É a expectativa, por exemplo, do economista da Austin Rating, Felipe Queiroz. Ele projeta o IPCA acumulado em 12 meses, no final de março, na casa de 6,41%, o maior patamar de alta para essa base desde 2005. “Na verdade, apostávamos em um número bem maior, de 6,63%, mas acreditamos que a desoneração da cesta básica reduzirá em 0,5 ponto a inflação do ano”, disse.

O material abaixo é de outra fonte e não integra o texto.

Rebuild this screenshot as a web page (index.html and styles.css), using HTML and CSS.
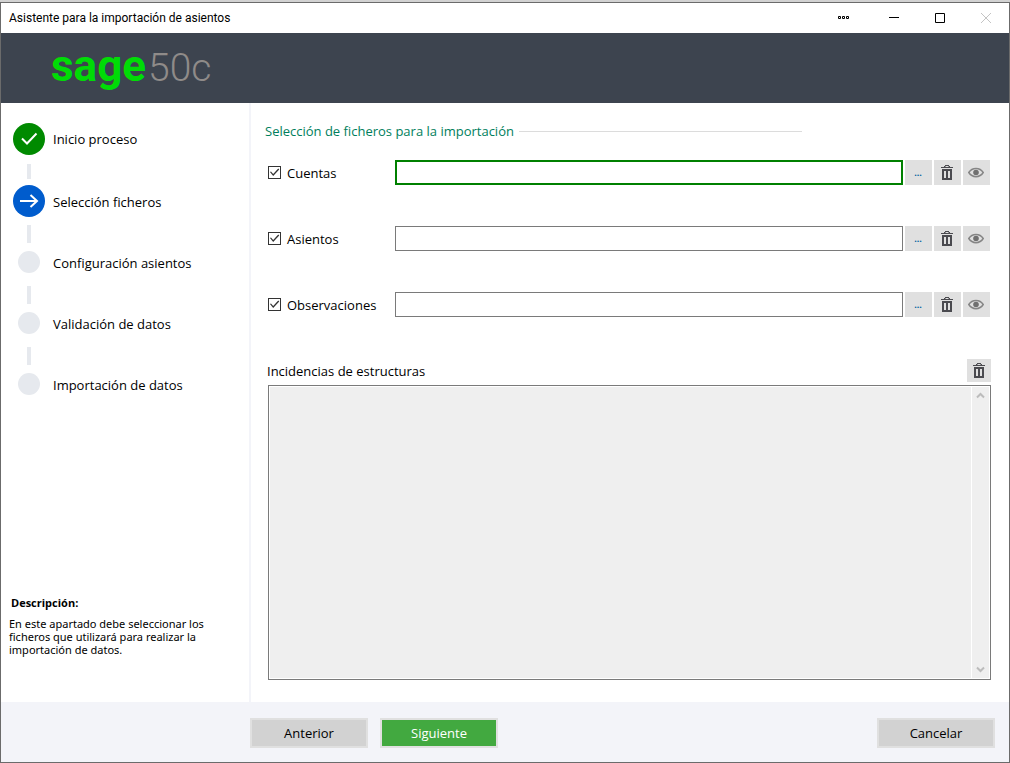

Menos otimista, o economista-chefe da Votorantim Corretora, Roberto Padovani, afirma que o impacto será bem menor, de 0,31 ponto percentual. “Se for isso tudo, porque pode ser que seja efetivamente menor”, contou. Opinião semelhante tem Alexandre Schwartsman, doutor em economia pela Universidade da Califórnia (Berkeley). “Essa medida vai ter algum impacto, mas não é esse o problema. O problema é a solução que o governo está tentando propor para um problema bem mais complexo”, disse. Para ele, “tentar domar a inflação controlando os preços é uma prática que está cheia de exemplos na história, nenhuma deu certo”, afirmou.